### STATED TASK
Each line containing the word "table" needs to be copied.

### ENTRIES PROVIDED
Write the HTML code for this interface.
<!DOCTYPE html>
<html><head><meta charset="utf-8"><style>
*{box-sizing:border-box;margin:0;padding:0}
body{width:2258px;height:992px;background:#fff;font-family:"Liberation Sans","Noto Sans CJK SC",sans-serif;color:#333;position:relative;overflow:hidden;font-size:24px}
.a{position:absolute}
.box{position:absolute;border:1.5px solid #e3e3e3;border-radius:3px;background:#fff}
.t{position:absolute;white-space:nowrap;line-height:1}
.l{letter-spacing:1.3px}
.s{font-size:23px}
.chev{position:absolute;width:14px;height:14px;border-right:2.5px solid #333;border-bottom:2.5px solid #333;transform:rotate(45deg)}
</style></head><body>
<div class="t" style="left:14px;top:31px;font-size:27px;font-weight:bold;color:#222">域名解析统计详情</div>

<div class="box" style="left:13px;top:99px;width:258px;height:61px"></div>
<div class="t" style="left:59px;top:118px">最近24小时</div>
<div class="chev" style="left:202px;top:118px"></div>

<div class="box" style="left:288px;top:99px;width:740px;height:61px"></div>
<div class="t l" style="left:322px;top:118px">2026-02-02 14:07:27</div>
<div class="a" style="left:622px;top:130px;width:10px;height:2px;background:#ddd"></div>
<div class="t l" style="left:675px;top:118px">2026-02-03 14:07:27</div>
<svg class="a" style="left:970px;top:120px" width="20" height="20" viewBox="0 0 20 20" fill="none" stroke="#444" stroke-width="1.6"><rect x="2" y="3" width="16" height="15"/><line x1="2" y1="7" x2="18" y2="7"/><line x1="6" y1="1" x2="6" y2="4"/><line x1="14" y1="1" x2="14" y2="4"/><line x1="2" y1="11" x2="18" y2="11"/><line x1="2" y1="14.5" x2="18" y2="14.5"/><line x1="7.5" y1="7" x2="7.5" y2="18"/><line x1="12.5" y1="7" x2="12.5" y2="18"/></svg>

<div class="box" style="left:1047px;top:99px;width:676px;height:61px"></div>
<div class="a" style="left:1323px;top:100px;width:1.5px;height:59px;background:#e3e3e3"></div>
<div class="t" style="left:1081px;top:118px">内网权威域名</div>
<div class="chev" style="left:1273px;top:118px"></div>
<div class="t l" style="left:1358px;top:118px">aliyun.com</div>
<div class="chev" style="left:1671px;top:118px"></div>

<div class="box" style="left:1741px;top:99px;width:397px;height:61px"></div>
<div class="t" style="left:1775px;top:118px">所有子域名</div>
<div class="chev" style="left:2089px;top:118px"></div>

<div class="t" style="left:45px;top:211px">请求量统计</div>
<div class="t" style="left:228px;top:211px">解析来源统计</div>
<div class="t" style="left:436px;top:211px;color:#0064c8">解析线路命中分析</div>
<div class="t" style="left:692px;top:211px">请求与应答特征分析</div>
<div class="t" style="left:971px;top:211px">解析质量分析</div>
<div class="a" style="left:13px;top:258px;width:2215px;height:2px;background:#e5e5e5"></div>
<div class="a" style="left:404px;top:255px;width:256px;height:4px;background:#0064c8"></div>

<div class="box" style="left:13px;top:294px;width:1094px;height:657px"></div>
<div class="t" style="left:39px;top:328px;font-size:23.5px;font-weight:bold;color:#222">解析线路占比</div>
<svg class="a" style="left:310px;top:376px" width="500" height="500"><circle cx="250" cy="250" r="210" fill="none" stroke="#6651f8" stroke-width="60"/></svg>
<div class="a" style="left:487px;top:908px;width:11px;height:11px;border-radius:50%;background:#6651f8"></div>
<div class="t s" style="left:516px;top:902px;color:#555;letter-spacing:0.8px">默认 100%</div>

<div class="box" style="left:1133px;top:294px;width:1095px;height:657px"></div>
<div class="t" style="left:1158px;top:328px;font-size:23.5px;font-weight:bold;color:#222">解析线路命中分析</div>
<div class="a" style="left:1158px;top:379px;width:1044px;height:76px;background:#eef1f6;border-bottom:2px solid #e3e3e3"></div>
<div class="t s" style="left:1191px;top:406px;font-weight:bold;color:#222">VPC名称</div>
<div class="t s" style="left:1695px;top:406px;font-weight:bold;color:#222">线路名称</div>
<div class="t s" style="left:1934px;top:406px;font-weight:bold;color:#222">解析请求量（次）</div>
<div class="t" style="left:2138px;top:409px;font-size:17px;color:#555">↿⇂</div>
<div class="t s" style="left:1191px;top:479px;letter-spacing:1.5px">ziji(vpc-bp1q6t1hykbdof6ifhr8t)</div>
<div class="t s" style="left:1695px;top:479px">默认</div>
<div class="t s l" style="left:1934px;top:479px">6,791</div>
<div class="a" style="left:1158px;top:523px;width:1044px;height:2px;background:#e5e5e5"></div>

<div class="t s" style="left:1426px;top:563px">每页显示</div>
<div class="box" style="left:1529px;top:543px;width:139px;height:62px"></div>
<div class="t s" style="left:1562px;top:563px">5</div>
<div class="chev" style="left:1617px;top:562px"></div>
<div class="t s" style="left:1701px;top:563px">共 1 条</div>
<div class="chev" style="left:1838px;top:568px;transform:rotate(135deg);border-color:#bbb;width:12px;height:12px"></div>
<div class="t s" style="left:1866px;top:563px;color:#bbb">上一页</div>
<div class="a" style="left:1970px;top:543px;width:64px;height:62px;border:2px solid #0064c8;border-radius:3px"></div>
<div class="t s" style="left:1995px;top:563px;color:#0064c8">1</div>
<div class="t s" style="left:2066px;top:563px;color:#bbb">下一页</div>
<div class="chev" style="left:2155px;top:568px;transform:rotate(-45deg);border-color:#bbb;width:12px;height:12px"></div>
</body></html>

* * *

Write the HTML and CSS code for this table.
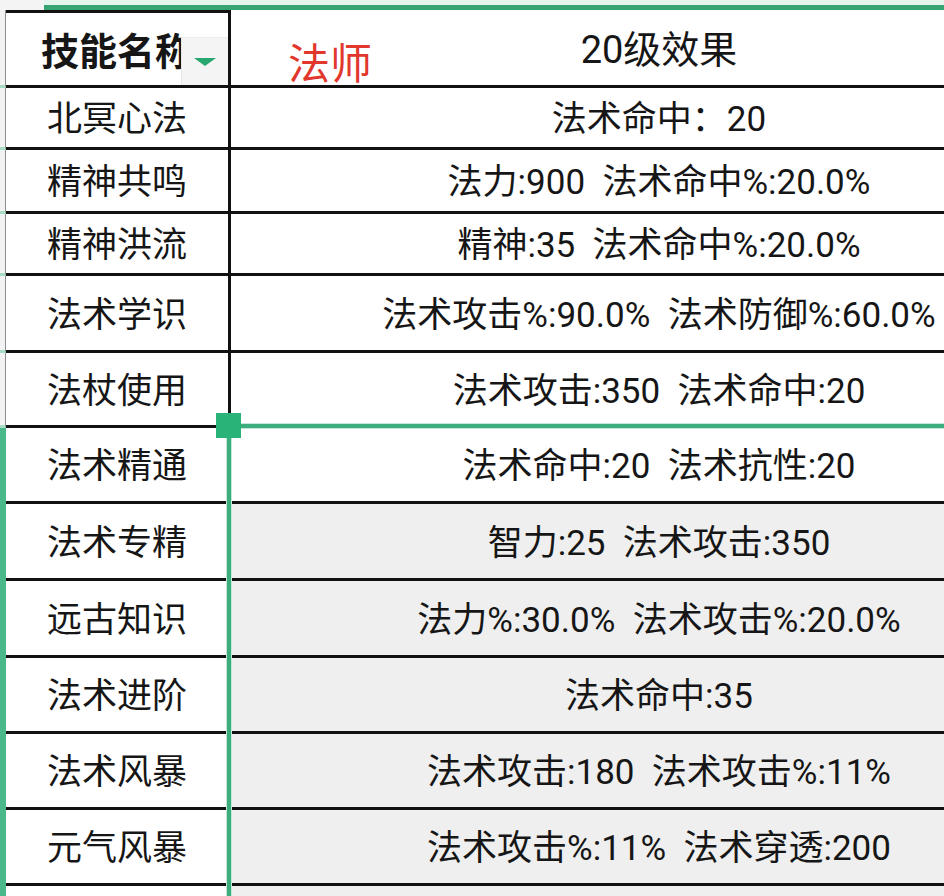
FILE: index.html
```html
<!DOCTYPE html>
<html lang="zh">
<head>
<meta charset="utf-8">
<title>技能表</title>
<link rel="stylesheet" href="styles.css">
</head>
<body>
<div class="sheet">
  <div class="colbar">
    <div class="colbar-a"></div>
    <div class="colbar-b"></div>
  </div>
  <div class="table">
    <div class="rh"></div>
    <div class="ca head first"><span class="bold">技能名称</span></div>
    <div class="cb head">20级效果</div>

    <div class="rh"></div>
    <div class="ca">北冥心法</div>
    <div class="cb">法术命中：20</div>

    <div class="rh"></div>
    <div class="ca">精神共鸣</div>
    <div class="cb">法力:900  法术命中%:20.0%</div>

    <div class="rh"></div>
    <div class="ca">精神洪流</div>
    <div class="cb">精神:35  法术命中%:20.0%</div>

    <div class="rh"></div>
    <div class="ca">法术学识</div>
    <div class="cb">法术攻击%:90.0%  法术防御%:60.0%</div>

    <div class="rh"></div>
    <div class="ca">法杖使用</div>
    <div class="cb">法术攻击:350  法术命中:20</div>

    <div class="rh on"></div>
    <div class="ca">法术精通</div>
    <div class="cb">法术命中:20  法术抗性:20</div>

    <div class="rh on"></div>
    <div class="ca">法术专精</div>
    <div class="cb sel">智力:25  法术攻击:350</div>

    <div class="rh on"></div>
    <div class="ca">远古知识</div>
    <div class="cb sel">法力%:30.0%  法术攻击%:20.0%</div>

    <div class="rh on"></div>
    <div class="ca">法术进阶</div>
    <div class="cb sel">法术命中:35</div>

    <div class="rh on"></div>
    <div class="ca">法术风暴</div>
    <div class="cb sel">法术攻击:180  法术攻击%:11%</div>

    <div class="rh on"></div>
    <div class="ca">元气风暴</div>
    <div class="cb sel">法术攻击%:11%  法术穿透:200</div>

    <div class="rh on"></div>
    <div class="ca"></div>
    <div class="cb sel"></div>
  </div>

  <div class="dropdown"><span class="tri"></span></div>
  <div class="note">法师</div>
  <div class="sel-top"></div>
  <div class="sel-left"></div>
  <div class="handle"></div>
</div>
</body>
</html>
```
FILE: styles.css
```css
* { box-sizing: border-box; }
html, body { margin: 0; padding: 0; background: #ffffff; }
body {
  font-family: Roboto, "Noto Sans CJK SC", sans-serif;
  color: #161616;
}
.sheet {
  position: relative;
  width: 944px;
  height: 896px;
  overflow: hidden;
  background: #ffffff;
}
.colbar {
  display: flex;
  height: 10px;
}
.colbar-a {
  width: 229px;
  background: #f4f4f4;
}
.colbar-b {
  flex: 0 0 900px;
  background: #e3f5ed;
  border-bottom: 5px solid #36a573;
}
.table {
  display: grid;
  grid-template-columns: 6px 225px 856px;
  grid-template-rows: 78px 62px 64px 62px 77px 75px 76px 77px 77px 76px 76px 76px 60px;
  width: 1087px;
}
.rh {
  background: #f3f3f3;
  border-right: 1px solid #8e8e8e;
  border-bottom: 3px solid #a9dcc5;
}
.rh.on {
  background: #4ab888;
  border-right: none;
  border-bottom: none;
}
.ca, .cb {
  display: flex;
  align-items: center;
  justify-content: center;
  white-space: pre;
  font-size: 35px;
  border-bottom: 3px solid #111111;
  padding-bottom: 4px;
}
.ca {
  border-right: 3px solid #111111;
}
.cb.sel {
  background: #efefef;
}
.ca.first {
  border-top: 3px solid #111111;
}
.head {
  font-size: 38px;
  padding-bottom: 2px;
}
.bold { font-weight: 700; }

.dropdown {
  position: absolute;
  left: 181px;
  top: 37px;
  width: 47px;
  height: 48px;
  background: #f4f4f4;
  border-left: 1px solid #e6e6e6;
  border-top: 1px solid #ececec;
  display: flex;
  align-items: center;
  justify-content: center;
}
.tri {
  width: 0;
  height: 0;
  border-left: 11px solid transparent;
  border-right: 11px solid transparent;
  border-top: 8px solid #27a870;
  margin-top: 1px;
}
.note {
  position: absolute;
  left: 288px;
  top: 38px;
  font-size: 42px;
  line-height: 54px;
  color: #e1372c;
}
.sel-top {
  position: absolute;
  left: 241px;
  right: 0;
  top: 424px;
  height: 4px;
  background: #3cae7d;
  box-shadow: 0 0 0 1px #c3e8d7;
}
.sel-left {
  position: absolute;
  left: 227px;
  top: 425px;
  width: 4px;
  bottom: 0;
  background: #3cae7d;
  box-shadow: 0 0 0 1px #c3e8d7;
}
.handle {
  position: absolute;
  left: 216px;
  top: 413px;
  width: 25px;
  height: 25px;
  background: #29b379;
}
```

### EXPECTED OUTPUT
Write the HTML and CSS code for this table.
  <div class="table">
.table {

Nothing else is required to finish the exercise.